Esad, kendi vatandaşlarına terör estiriyor. Egemenliği olmayan bir bölgede cereyan eden hadiseler. O bölgede Suriye’nin egemenliği olsaydı bunlarla karşılaşmazdık. Biz de hemen sınırımızın dibinde gerçekleşen IŞİD ve PKK uzantısı bir örgüt ile karşılaşma ihtimalimiz olmazdı.
 
Bölgedeki sorunun sadece IŞİD’le ilgili boyutu yok. Yaşanan sorun çok boyutlu.
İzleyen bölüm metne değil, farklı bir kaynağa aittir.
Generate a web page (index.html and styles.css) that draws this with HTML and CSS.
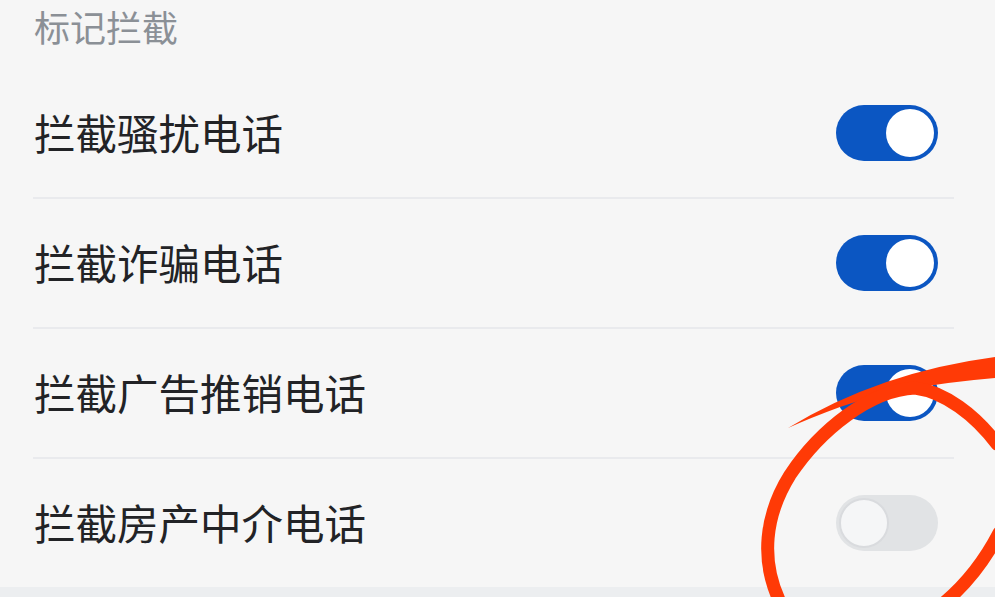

IŞİD’in sınırımızın hemen yakınında operasyon gerçekleştiriyor olması elbette başlı başına bir sorun. Ama bununla bağlantılı olarak Suriye’nin kuzeyinde Suriye’den farklı bir devlet yapılanmasına dönüşebilecek kantonlardan bir bölge oluşturulmaya çalışılıyor. Türkiye, bu kadar yakın bir bölgede oluşabilecek, kendisi için tehdit teşkil eden bir yapılanma konusunda elbette kendi kararını kendisi verecektir. Burada biraz da Suriye devletinin tahrikiyle bir bölge oluşturulmaya çalışılıyor. Suriye sınırlarının kuzeybatısıyla kuzeydoğusunda yoğunlaşan bir Kürt nüfusu vardı. Ara bölgeler Arapların yoğunlukta yaşadığı bölgelerdi. Burada PYD’nin önce bölgedeki Arapları tasfiye ederek kanton bölge oluşturmaya çalıştığını geçtiğimiz günlerde yaşanan süreçte gördük. Daha sonra kendisinden farklı düşünen Kürtleri tasfiye ettiler. Sonuç itibarıyla burada Suriye devletinin de desteğiyle özel bir siyasi yapılanma oluşturuluyor. Türkiye’nin ÖSO ya da peşmergenin geçişine izin vermesinin sebebi Türkiye’nin bölgeyle ilgili çok boyutlu değerlendirmeleridir.